Нынешний спектакль, возможно, тоже есть за что критиковать – да хоть за неточности в двойном переводе мейерхольдовских текстов, за которые зацепился глаз(постановка идет по-английски с русскими субтитрами). А порой удивляла публика, смеявшаяся в совсем не смешных местах – например, когда речь шла о попытке смертельно больного Станиславского помочь гибнущему Мейерхольду – приглашением в свою оперную студию, ради чего Константин Сергеевич был готов даже, в духе Всеволода Эмильевича, «обойтись без занавеса».

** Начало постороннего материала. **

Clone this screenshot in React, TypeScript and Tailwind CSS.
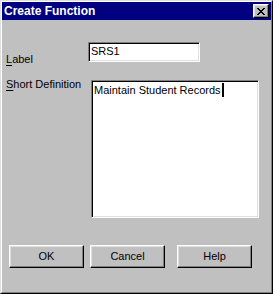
import React from 'react'

const font = { fontFamily: '"Liberation Sans", Arial, sans-serif' }

function CloseGlyph() {
  // 8x7 pixel X
  const px: [number, number][] = [
    [0, 0], [1, 0], [6, 0], [7, 0],
    [1, 1], [2, 1], [5, 1], [6, 1],
    [2, 2], [3, 2], [4, 2], [5, 2],
    [3, 3], [4, 3],
    [2, 4], [3, 4], [4, 4], [5, 4],
    [1, 5], [2, 5], [5, 5], [6, 5],
    [0, 6], [1, 6], [6, 6], [7, 6],
  ]
  return (
    <svg width="8" height="7" viewBox="0 0 8 7" shapeRendering="crispEdges">
      {px.map(([x, y]) => (
        <rect key={`${x}-${y}`} x={x} y={y} width="1" height="1" fill="#000" />
      ))}
    </svg>
  )
}

function Button({ children }: { children: React.ReactNode }) {
  return (
    <div className="w-[75px] h-[23px] flex items-center justify-center bg-[#c0c0c0] border border-t-white border-l-white border-b-black border-r-black shadow-[inset_-1px_-1px_#808080,inset_1px_1px_#dfdfdf] text-[11px] leading-[13px] text-black">
      {children}
    </div>
  )
}

export default function App() {
  return (
    <div className="w-[273px] h-[294px] bg-[#c0c0c0]" style={font}>
      <div className="w-full h-full border border-t-[#dfdfdf] border-l-[#dfdfdf] border-b-black border-r-black">
        <div className="w-full h-full flex flex-col border border-t-white border-l-white border-b-[#808080] border-r-[#808080]">
          {/* Title bar */}
          <div className="h-[18px] bg-[#000080] flex items-center justify-between pl-[2px] pr-[2px]">
            <span className="text-white font-bold text-[12px] leading-[18px]">Create Function</span>
            <div className="w-[16px] h-[14px] flex items-center justify-center bg-[#c0c0c0] border border-t-white border-l-white border-b-black border-r-black shadow-[inset_-1px_-1px_#808080,inset_1px_1px_#dfdfdf]">
              <CloseGlyph />
            </div>
          </div>

          <div className="flex flex-col pl-[4px] text-[11px] leading-[13px] text-black">
            {/* Label row */}
            <div className="flex items-start mt-[22px] h-[20px]">
              <div className="w-[82px] mt-[11px]">
                <span className="underline underline-offset-2">L</span>abel
              </div>
              <div className="w-[112px] h-[20px] bg-white border border-t-[#808080] border-l-[#808080] border-b-white border-r-white shadow-[inset_1px_1px_#000,inset_-1px_-1px_#dfdfdf] pl-[2px] pt-[2px]">
                SRS1
              </div>
            </div>

            {/* Short definition row */}
            <div className="flex items-start mt-[16px]">
              <div className="w-[85px]">
                <span className="underline underline-offset-2">S</span>hort Definition
              </div>
              <div className="w-[168px] h-[138px] mt-[2px] bg-white border border-t-[#808080] border-l-[#808080] border-b-white border-r-white shadow-[inset_1px_1px_#000,inset_-1px_-1px_#dfdfdf] pl-[2px] pt-[2px]">
                <span className="inline-flex items-center">
                  Maintain Student Records
                  <span className="inline-block w-[2px] h-[14px] bg-black ml-[1px]" />
                </span>
              </div>
            </div>

            {/* Buttons */}
            <div className="flex mt-[27px] ml-[3px]">
              <Button>OK</Button>
              <div className="w-[6px]" />
              <Button>Cancel</Button>
              <div className="w-[12px]" />
              <Button>Help</Button>
            </div>
          </div>
        </div>
      </div>
    </div>
  )
}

Но это частности. А главное – по скользким камням русской истории Питеру Бруку удалось пройти, не оскользнувшись в ложь. Недаром спектакль и заканчивается словом «Правда». Написанным в титрах с большой буквы. Наверное, его и стоит воспринимать ответом на вопрос в заголовке.
P.S. Фестиваль NET– одна из непременных составляющих театрального ландшафта сегодняшней России. В ежегодном режиме он проводится уже в 21-й раз. Лишившись несколько лет назад поддержки Министерства культуры, но опираясь на неизменного партнера – Фонд Михаила Прохорова, смотр в этом году получил президентский грант. Это позволило его арт-директорам Марине Давыдовой и Роману Должанскому не только привезти самую свежую, 2019 года, работу Питера Брука, но и включить в афишу три отечественные премьеры – дилогию Электротеатра Станиславский «Пиноккио. Лес» и «Пиноккио. Театр», музыкально-пластическую инсталляцию Кати Бочавар«R&J», моноспектакль Васи Березина «Августин. Исповедь». К жанру авторского синтетического театра тяготеют работы болгарина Иво Димчева «Селфи-концерт» и «Ребро на столе. Мать» испанки Анхелик и Лидделл, а также микротеатр давнего друга фестиваля испанца Давида Эспиносы. Его спектакль «Всемирная история» увидят не только в Москве, но и в Петербурге, который впервые включается в орбиту смотра. Петербургской публике также покажут проекты швейцарца Мило Рау «Репетиция. История (истории) театра» и «Игрушки» датско-австрийского дуэта SIGNA. Завершит фестиваль музыкальный спектакль Zauberland знаменитого британского режиссера Кэти Митчелл в театре «Буф дю Нор» на основе вокальной лирики Шумана и современного бельгийского композитора Бернара Фокрулля. Его покажут сперва в Петербурге, а потом, 15-16 декабря, в Москве.